- Directions for this task -
Gather up every line that includes the string "components".

- Material provided -
'''

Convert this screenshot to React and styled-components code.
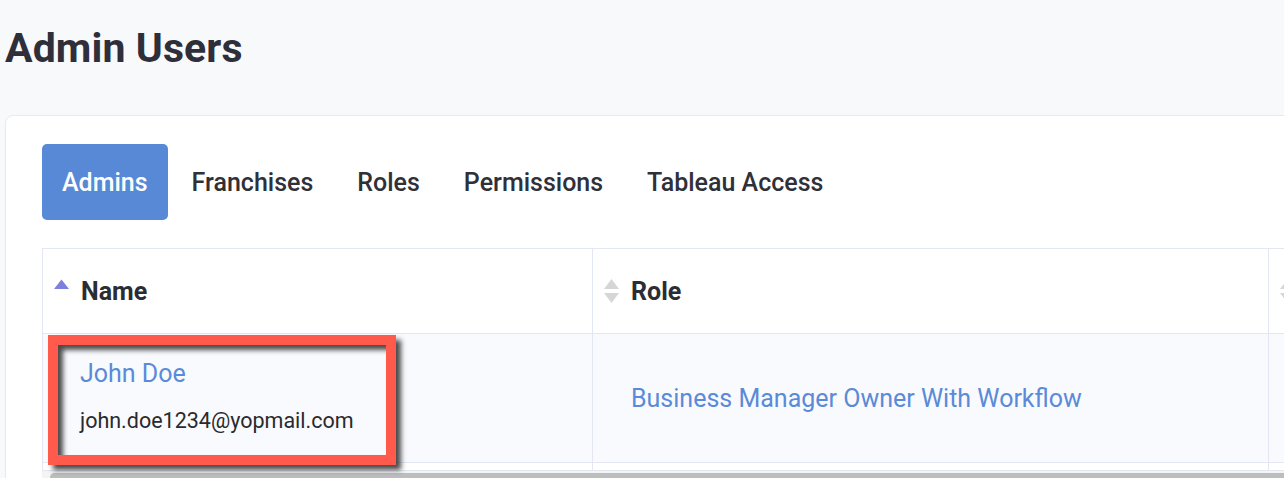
import React from "react";
import styled, { createGlobalStyle } from "styled-components";

const GlobalStyle = createGlobalStyle`
  html, body {
    margin: 0;
    padding: 0;
    background: #f8f9fb;
    font-family: Roboto, "Liberation Sans", Arial, sans-serif;
    overflow: hidden;
  }
`;

const Page = styled.div`
  padding: 0 0 0 5px;
  width: 1600px;
`;

const Title = styled.h1`
  margin: 0;
  padding-top: 24px;
  height: 115px;
  box-sizing: border-box;
  font-size: 41px;
  line-height: 48px;
  font-weight: 700;
  color: #2e2f3a;
  letter-spacing: 0.1px;
`;

const Card = styled.div`
  background: #fff;
  border: 1px solid #e6e9f1;
  border-radius: 8px;
  padding: 28px 0 0 36px;
  min-height: 400px;
`;

const Tabs = styled.div`
  display: flex;
  gap: 4px;
  margin-bottom: 28px;
`;

const Tab = styled.button`
  height: 76px;
  padding: 0 20px;
  border: none;
  border-radius: 5px;
  font-family: inherit;
  font-size: 25px;
  font-weight: 500;
  background: ${(p) => (p.$active ? "#5789d6" : "transparent")};
  color: ${(p) => (p.$active ? "#fff" : "#2f3038")};
  cursor: pointer;
`;

const TableWrap = styled.div`
  width: 1300px;
`;

const Table = styled.table`
  border-collapse: collapse;
  table-layout: fixed;
  width: 1700px;
`;

const Th = styled.th`
  height: 84px;
  padding: 0 0 0 11px;
  border: 1px solid #e2e7f3;
  text-align: left;
  font-size: 25px;
  font-weight: 700;
  color: #2b2c34;
  background: #fff;
`;

const HeadInner = styled.div`
  display: flex;
  align-items: center;
  gap: 12px;
`;

const Row = styled.tr`
  background: ${(p) => (p.$shaded ? "#f9fafd" : "#fff")};
`;

const Td = styled.td`
  position: relative;
  height: ${(p) => p.$h || 129}px;
  padding: ${(p) => p.$pad || "0 0 0 38px"};
  border: 1px solid #e2e7f3;
  vertical-align: ${(p) => p.$valign || "middle"};
  box-sizing: border-box;
`;

const NameLink = styled.a`
  display: block;
  font-size: 25px;
  line-height: 30px;
  color: #5a8ad8;
  text-decoration: none;
`;

const Email = styled.div`
  margin-top: 19px;
  font-size: 21.5px;
  line-height: 26px;
  color: #2a2a2e;
`;

const RoleLink = styled.a`
  font-size: 25px;
  color: #5a8ad8;
  text-decoration: none;
`;

/* annotation frame drawn over the first name cell */
const Highlight = styled.div`
  position: absolute;
  left: 5px;
  top: 1px;
  width: 348px;
  height: 130px;
  box-sizing: border-box;
  border: 10px solid #ff5a4b;
  box-shadow: 5px 5px 5px rgba(30, 30, 30, 0.8),
    inset 5px 5px 5px rgba(30, 30, 30, 0.8);
  pointer-events: none;
`;

const ScrollTrack = styled.div`
  height: 9px;
  background: #f4f4f4;
  padding: 2px 0 0 8px;
`;

const ScrollThumb = styled.div`
  height: 9px;
  width: 1400px;
  background: #bdbdbd;
  border-radius: 5px;
`;

const SortIcon = ({ dir }) => (
  <svg width="15" height="26" viewBox="0 0 15 26">
    {dir === "asc" ? (
      <path d="M0 11 L7.5 1.5 L15 11 Z" fill="#7d80dd" />
    ) : (
      <>
        <path d="M0 11 L7.5 1 L15 11 Z" fill="#d6d6d6" />
        <path d="M0 15 L7.5 25 L15 15 Z" fill="#d6d6d6" />
      </>
    )}
  </svg>
);

const tabs = ["Admins", "Franchises", "Roles", "Permissions", "Tableau Access"];

export default function App() {
  return (
    <>
      <GlobalStyle />
      <Page>
        <Title>Admin Users</Title>
        <Card>
          <Tabs>
            {tabs.map((t, i) => (
              <Tab key={t} $active={i === 0}>
                {t}
              </Tab>
            ))}
          </Tabs>
          <TableWrap>
            <Table>
              <colgroup>
                <col style={{ width: 550 }} />
                <col style={{ width: 676 }} />
                <col style={{ width: 474 }} />
              </colgroup>
              <thead>
                <tr>
                  <Th>
                    <HeadInner>
                      <SortIcon dir="asc" />
                      Name
                    </HeadInner>
                  </Th>
                  <Th>
                    <HeadInner>
                      <SortIcon />
                      Role
                    </HeadInner>
                  </Th>
                  <Th>
                    <HeadInner>
                      <SortIcon />
                    </HeadInner>
                  </Th>
                </tr>
              </thead>
              <tbody>
                <Row $shaded>
                  <Td $valign="top" $pad="25px 0 0 37px">
                    <NameLink href="#">John Doe</NameLink>
                    <Email>john.doe1234@yopmail.com</Email>
                    <Highlight />
                  </Td>
                  <Td>
                    <RoleLink href="#">Business Manager Owner With Workflow</RoleLink>
                  </Td>
                  <Td />
                </Row>
                <Row>
                  <Td $h={8} $pad="0" />
                  <Td $h={8} $pad="0" />
                  <Td $h={8} $pad="0" />
                </Row>
              </tbody>
            </Table>
            <ScrollTrack>
              <ScrollThumb />
            </ScrollTrack>
          </TableWrap>
        </Card>
      </Page>
    </>
  );
}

'''

- Worked solution -
Convert this screenshot to React and styled-components code.
import styled, { createGlobalStyle } from "styled-components";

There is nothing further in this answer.